#### SET EXERCISE:
Return each line that holds the word "this".

#### RECORDED DATA:
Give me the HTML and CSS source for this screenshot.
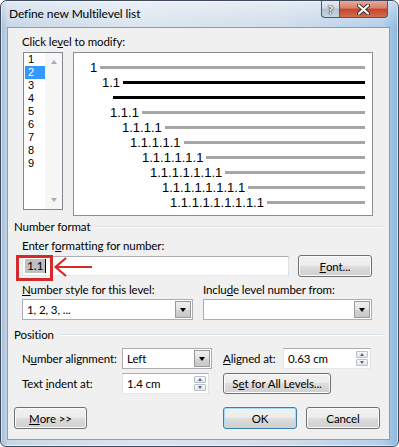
FILE: index.html
```html
<!DOCTYPE html>
<html lang="en">
<head>
    <meta charset="UTF-8">
    <meta name="viewport" content="width=device-width, initial-scale=1.0">
    <title>Define new Multilevel list</title>
    <link rel="stylesheet" href="styles.css">
</head>
<body>

    <div class="window">
        <!-- Title bar -->
        <div class="titlebar">
            <span class="title">Define new Multilevel list</span>
            <div class="caption-buttons">
                <span class="cap-btn help">?</span>
                <span class="cap-btn close">
                    <svg width="13" height="11" viewBox="0 0 13 11">
                        <path d="M2 1.5 L11 9.5 M11 1.5 L2 9.5" stroke="#3a2a2a" stroke-width="4" stroke-linecap="round"/>
                        <path d="M2 1.5 L11 9.5 M11 1.5 L2 9.5" stroke="#ffffff" stroke-width="2.2" stroke-linecap="round"/>
                    </svg>
                </span>
            </div>
        </div>

        <div class="client">
            <div class="label indent first-label">Click le<u>v</u>el to modify:</div>

            <!-- Level list and preview -->
            <div class="level-row">
                <div class="listbox">
                    <div class="items">
                        <div class="item">1</div>
                        <div class="item selected">2</div>
                        <div class="item">3</div>
                        <div class="item">4</div>
                        <div class="item">5</div>
                        <div class="item">6</div>
                        <div class="item">7</div>
                        <div class="item">8</div>
                        <div class="item">9</div>
                    </div>
                    <div class="vscroll">
                        <span class="arrow-up"></span>
                        <span class="arrow-down"></span>
                    </div>
                </div>

                <div class="preview">
                    <div class="pv-row lv1"><span class="pv-num">1</span><span class="pv-bar"></span></div>
                    <div class="pv-row lv2 current"><span class="pv-num">1.1</span><span class="pv-bar"></span></div>
                    <div class="pv-row lv2-wrap current"><span class="pv-bar"></span></div>
                    <div class="pv-row lv3"><span class="pv-num">1.1.1</span><span class="pv-bar"></span></div>
                    <div class="pv-row lv4"><span class="pv-num">1.1.1.1</span><span class="pv-bar"></span></div>
                    <div class="pv-row lv5"><span class="pv-num">1.1.1.1.1</span><span class="pv-bar"></span></div>
                    <div class="pv-row lv6"><span class="pv-num">1.1.1.1.1.1</span><span class="pv-bar"></span></div>
                    <div class="pv-row lv7"><span class="pv-num">1.1.1.1.1.1.1</span><span class="pv-bar"></span></div>
                    <div class="pv-row lv8"><span class="pv-num">1.1.1.1.1.1.1.1</span><span class="pv-bar"></span></div>
                    <div class="pv-row lv9"><span class="pv-num">1.1.1.1.1.1.1.1.1</span><span class="pv-bar"></span></div>
                </div>
            </div>

            <!-- Number format -->
            <div class="group group-number">Number format</div>
            <div class="label indent format-label">Enter f<u>o</u>rmatting for number:</div>

            <div class="entry-row">
                <div class="textbox">
                    <span class="field-code">1.1</span><span class="caret"></span>
                </div>
                <button class="btn font-btn"><u>F</u>ont...</button>

                <!-- Callout drawn over the field -->
                <div class="callout-box"></div>
                <svg class="callout-arrow" width="40" height="22" viewBox="0 0 40 22">
                    <path d="M3 11 L39 11" stroke="#d42a2a" stroke-width="2.2" fill="none"/>
                    <path d="M13 2 L2.5 11 L13 20" stroke="#d42a2a" stroke-width="2.2" fill="none"/>
                </svg>
            </div>

            <div class="label-pair">
                <span class="col1"><u>N</u>umber style for this level:</span>
                <span>Inclu<u>d</u>e level number from:</span>
            </div>

            <div class="combo-row">
                <div class="combo style-combo">
                    <span class="combo-text">1, 2, 3, ...</span>
                    <span class="combo-btn"><span class="tri-down"></span></span>
                </div>
                <div class="combo include-combo">
                    <span class="combo-text"></span>
                    <span class="combo-btn"><span class="tri-down"></span></span>
                </div>
            </div>

            <!-- Position -->
            <div class="group group-position">Position</div>

            <div class="pos-row align-row">
                <span class="pos-label">N<u>u</u>mber alignment:</span>
                <div class="combo align-combo">
                    <span class="combo-text">Left</span>
                    <span class="combo-btn"><span class="tri-down"></span></span>
                </div>
                <span class="pos-label2"><u>A</u>ligned at:</span>
                <div class="spin aligned-spin">
                    <span class="spin-text">0.63 cm</span>
                    <span class="spin-btns">
                        <span class="spin-half"><span class="tri-up-s"></span></span>
                        <span class="spin-half"><span class="tri-down-s"></span></span>
                    </span>
                </div>
            </div>

            <div class="pos-row indent-row">
                <span class="pos-label">Text <u>i</u>ndent at:</span>
                <div class="spin indent-spin">
                    <span class="spin-text">1.4 cm</span>
                    <span class="spin-btns">
                        <span class="spin-half"><span class="tri-up-s"></span></span>
                        <span class="spin-half"><span class="tri-down-s"></span></span>
                    </span>
                </div>
                <button class="btn all-levels-btn">S<u>e</u>t for All Levels...</button>
            </div>

            <!-- Bottom buttons -->
            <div class="footer">
                <button class="btn more-btn"><u>M</u>ore &gt;&gt;</button>
                <button class="btn default ok-btn">OK</button>
                <button class="btn cancel-btn">Cancel</button>
            </div>
        </div>
    </div>

</body>
</html>
```

FILE: styles.css
```css
body {
    margin: 0;
    background-color: #ffffff;
    font-family: Lato, "Liberation Sans", sans-serif;
    font-size: 11.5px;
    letter-spacing: -0.1px;
    color: #000;
}

u {
    text-underline-offset: 1px;
}

/* Window frame */
.window {
    width: 399px;
    height: 447px;
    box-sizing: border-box;
    border: 1px solid #3d4b5c;
    border-radius: 7px 7px 6px 6px;
    display: flex;
    flex-direction: column;
    background:
        linear-gradient(to bottom, rgba(255, 255, 255, 0.45), rgba(255, 255, 255, 0) 26px),
        linear-gradient(to right, #a3bddb 0, #c8d7e7 7px, #dbe5ef 35%, #d2deea 70%, #b4cfea 96%, #8fb7df 100%);
    box-shadow: inset 0 0 0 1px rgba(255, 255, 255, 0.55);
}

.titlebar {
    height: 26px;
    flex-shrink: 0;
    display: flex;
    align-items: flex-start;
    padding: 0 10px 0 8px;
}

.title {
    margin-top: 6px;
    line-height: 14px;
    font-size: 12px;
    color: #000;
}

.caption-buttons {
    margin-left: auto;
    display: flex;
    height: 17px;
}

.cap-btn {
    box-sizing: border-box;
    height: 17px;
    border: 1px solid #4d5a6b;
    border-top: none;
    display: flex;
    align-items: center;
    justify-content: center;
}

.help {
    width: 18px;
    border-right: none;
    border-radius: 0 0 0 4px;
    background: linear-gradient(to bottom, #e6ecf2 0%, #cfd9e4 45%, #b3c3d5 50%, #c6d6e6 100%);
    color: #ffffff;
    font-weight: bold;
    font-size: 12px;
    text-shadow: 0 0 1px #2a3440, 0 0 1px #2a3440, 0 0 2px #2a3440;
}

.close {
    width: 49px;
    border-radius: 0 0 4px 0;
    background: linear-gradient(to bottom, #e9a897 0%, #d9806a 45%, #c2452b 50%, #d26c4d 100%);
}

.client {
    flex: 1;
    margin: 0 8px 6px 6px;
    background-color: #f0f0f0;
    border: 1px solid #8e9bab;
}

.label {
    line-height: 14px;
    height: 14px;
    white-space: nowrap;
}

.indent {
    padding-left: 14px;
}

.first-label {
    margin-top: 7px;
}

/* Level list and preview */
.level-row {
    display: flex;
    margin-top: 3px;
    padding-left: 15px;
    height: 164px;
}

.listbox {
    width: 40px;
    height: 158px;
    box-sizing: border-box;
    border: 1px solid #828790;
    background-color: #ffffff;
    display: flex;
}

.items {
    margin-left: 1px;
    width: 20px;
}

.item {
    height: 13px;
    line-height: 13px;
    padding-left: 3px;
    font-family: "Liberation Sans", Arial, sans-serif;
    font-size: 11px;
    letter-spacing: 0;
}

.item.selected {
    background-color: #3399ff;
    color: #ffffff;
}

.vscroll {
    width: 17px;
    background-color: #f6f6f6;
    display: flex;
    flex-direction: column;
    justify-content: space-between;
    align-items: center;
    padding: 7px 0;
    box-sizing: border-box;
}

.arrow-up {
    border-left: 3.5px solid transparent;
    border-right: 3.5px solid transparent;
    border-bottom: 4px solid #acacac;
}

.arrow-down {
    border-left: 3.5px solid transparent;
    border-right: 3.5px solid transparent;
    border-top: 4px solid #acacac;
}

.preview {
    margin-left: 10px;
    width: 300px;
    height: 164px;
    box-sizing: border-box;
    border: 1px solid #8d8d8d;
    background-color: #ffffff;
    padding: 7px 7px 0 0;
}

.pv-row {
    display: flex;
    align-items: center;
    height: 15px;
    font-family: "Liberation Sans", Arial, sans-serif;
    font-size: 13px;
    letter-spacing: 0;
    line-height: 15px;
    white-space: nowrap;
}

.pv-bar {
    flex: 1;
    height: 3px;
    margin-left: 3px;
    background-color: #a6a6a6;
}

.current .pv-bar {
    background-color: #000000;
}

.lv1 { padding-left: 16px; }
.lv2 { padding-left: 28px; }
.lv2-wrap { padding-left: 36px; }
.lv3 { padding-left: 36px; }
.lv4 { padding-left: 48px; }
.lv5 { padding-left: 56px; }
.lv6 { padding-left: 68px; }
.lv7 { padding-left: 76px; }
.lv8 { padding-left: 88px; }
.lv9 { padding-left: 96px; }

/* Group headers with etched line */
.group {
    display: flex;
    align-items: center;
    height: 14px;
    line-height: 14px;
    padding: 0 6px;
}

.group::after {
    content: '';
    flex: 1;
    margin-left: 5px;
    border-top: 1px solid #d5dfe5;
    border-bottom: 1px solid #ffffff;
}

.group-number {
    margin-top: 4px;
}

.format-label {
    margin-top: 5px;
}

/* Formatting field */
.entry-row {
    position: relative;
    display: flex;
    align-items: center;
    height: 22px;
    margin-top: 2px;
    padding-left: 14px;
}

.textbox {
    width: 267px;
    height: 20px;
    box-sizing: border-box;
    border: 1px solid;
    border-color: #abadb3 #dbdfe6 #e3e9ef #e2e3ea;
    background-color: #ffffff;
    display: flex;
    align-items: center;
    padding-left: 2px;
}

.field-code {
    background-color: #c0c0c0;
    padding: 0 2px;
    line-height: 14px;
    font-size: 12px;
}

.caret {
    width: 1px;
    height: 14px;
    background-color: #000000;
}

.callout-box {
    position: absolute;
    left: 8px;
    top: 0;
    width: 37px;
    height: 26px;
    box-sizing: border-box;
    border: 3px solid #d42a2a;
}

.callout-arrow {
    position: absolute;
    left: 45px;
    top: 1px;
}

/* Buttons */
.btn {
    box-sizing: border-box;
    height: 22px;
    border: 1px solid #707070;
    border-radius: 3px;
    background: linear-gradient(to bottom, #f2f2f2 0%, #ebebeb 50%, #dddddd 50%, #cfcfcf 100%);
    box-shadow: inset 0 0 0 1px #fbfbfb;
    font-family: Lato, "Liberation Sans", sans-serif;
    font-size: 11.5px;
    letter-spacing: -0.1px;
    color: #000;
    padding: 0;
    display: flex;
    align-items: center;
    justify-content: center;
}

.btn.default {
    border-color: #3c7fb1;
    box-shadow: inset 0 0 0 1px #a9ddf5;
}

.font-btn {
    margin-left: 9px;
    width: 74px;
}

/* Number style row */
.label-pair {
    display: flex;
    margin-top: 6px;
    padding-left: 14px;
    height: 14px;
    line-height: 14px;
    white-space: nowrap;
}

.label-pair .col1 {
    width: 181px;
}

.combo-row {
    display: flex;
    margin-top: 2px;
    padding-left: 14px;
}

.combo {
    height: 21px;
    box-sizing: border-box;
    border: 1px solid #abadb3;
    background-color: #ffffff;
    display: flex;
    align-items: stretch;
}

.combo-text {
    flex: 1;
    padding-left: 4px;
    line-height: 19px;
    white-space: nowrap;
}

.combo-btn {
    width: 14px;
    margin: 1px;
    border: 1px solid #9a9a9a;
    background: linear-gradient(to bottom, #f0f0f0 0%, #e2e2e2 50%, #d2d2d2 51%, #c8c8c8 100%);
    display: flex;
    align-items: center;
    justify-content: center;
}

.tri-down {
    border-left: 3.5px solid transparent;
    border-right: 3.5px solid transparent;
    border-top: 4px solid #000000;
}

.style-combo {
    width: 171px;
}

.include-combo {
    width: 169px;
    margin-left: 10px;
}

.group-position {
    margin-top: 8px;
}

/* Position rows */
.pos-row {
    display: flex;
    align-items: center;
    height: 21px;
    padding-left: 14px;
    white-space: nowrap;
}

.align-row {
    margin-top: 6px;
}

.indent-row {
    margin-top: 4px;
}

.pos-label {
    width: 100px;
}

.pos-label2 {
    width: 60px;
    margin-left: 11px;
}

.align-combo {
    width: 90px;
}

.spin {
    height: 21px;
    box-sizing: border-box;
    border: 1px solid;
    border-color: #abadb3 #dbdfe6 #e3e9ef #e2e3ea;
    background-color: #ffffff;
    display: flex;
}

.spin-text {
    flex: 1;
    padding-left: 4px;
    line-height: 19px;
}

.spin-btns {
    width: 12px;
    margin: 2px 2px 2px 0;
    display: flex;
    flex-direction: column;
    gap: 1px;
}

.spin-half {
    flex: 1;
    box-sizing: border-box;
    border: 1px solid #b8c1cc;
    border-radius: 1px;
    background: linear-gradient(to bottom, #f6f8fa, #dfe5eb);
    display: flex;
    align-items: center;
    justify-content: center;
}

.tri-up-s {
    border-left: 2.5px solid transparent;
    border-right: 2.5px solid transparent;
    border-bottom: 3px solid #56667c;
}

.tri-down-s {
    border-left: 2.5px solid transparent;
    border-right: 2.5px solid transparent;
    border-top: 3px solid #56667c;
}

.aligned-spin {
    width: 88px;
}

.indent-spin {
    width: 87px;
}

.all-levels-btn {
    margin-left: 14px;
    width: 108px;
    height: 21px;
}

/* Footer buttons */
.footer {
    display: flex;
    margin-top: 13px;
    padding-left: 6px;
}

.more-btn {
    width: 73px;
}

.ok-btn {
    width: 74px;
    margin-left: 136px;
}

.cancel-btn {
    width: 74px;
    margin-left: 9px;
}
```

#### TASK ANSWER:
Give me the HTML and CSS source for this screenshot.
                <span class="col1"><u>N</u>umber style for this level:</span>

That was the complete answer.